On the markets this morning, the FTSE 100 is up another 0.3% to 7,139.7pts.
Sainsbury’s is up 1.4% to 323.6p after its better than expected profits performance, Coca-Cola HBC is up 3.3% to 2,334 after its strong third quarter and Tate & Lyle is up 2.7% to 704.4p after its first half results.
Yesterday in the City
The FTSE 100 continued its recovery yesterday rising 1.1% to 7,117.2pts.
Marks & Spencer slipped 0.5% to 300.9p after announcing a further slide in first half sales, though profits came in ahead of expectations.
It was a better day for a number of other consumer stocks, with Associated British Foods jumping 4.3% to 2,565p after Tuesday’s stronger than expected first half results.

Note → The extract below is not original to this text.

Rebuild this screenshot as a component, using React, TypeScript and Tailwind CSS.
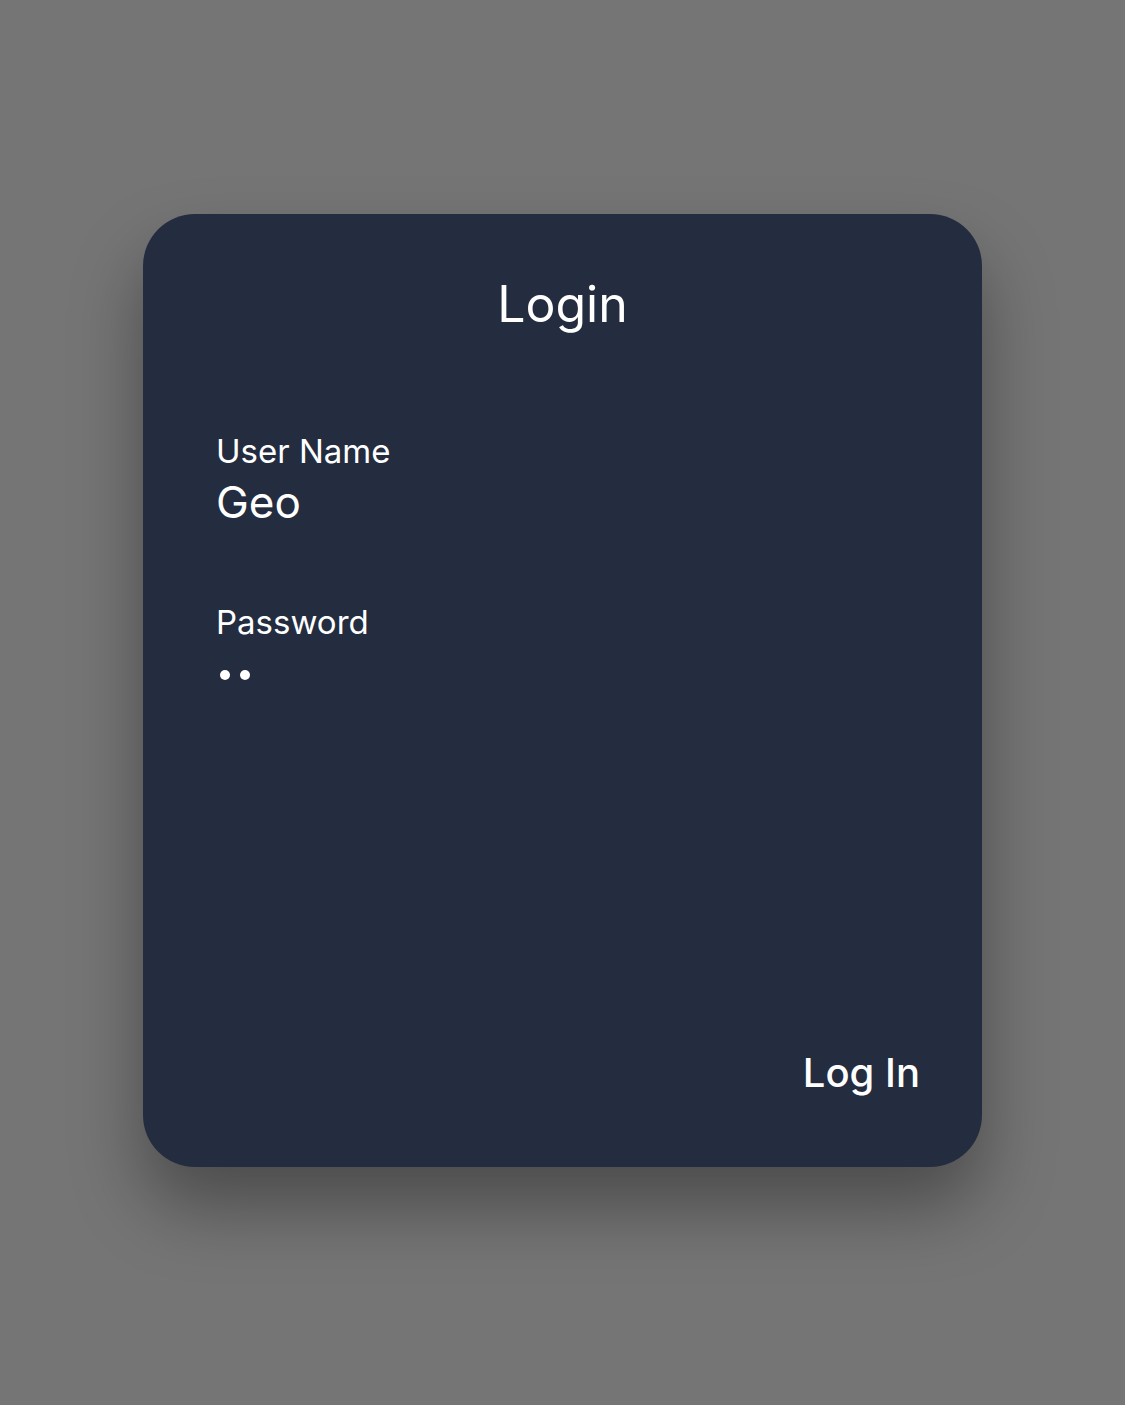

Also on the up were British American Tobacco (BATS), up 2.5% to 3,426p, Ocado Group (OCDO), up 2.3% to 859p, Sainsbury’s (SBRY), up 2% ahead of today’s half year results to 319.1p, WH Smith (SMWH), up 1.9% to 2,1014p and Tesco (TSCO), up 1.7% to 215.7p.
Dairy Crest (DCG) rose 0.4% to 450p after posting a jump in first half profits yesterday and Kerry Group (KYGA) rose 2.9% to €93.80 after it announced a 3.5% jump in sales volumes for the nine months ended 30 September.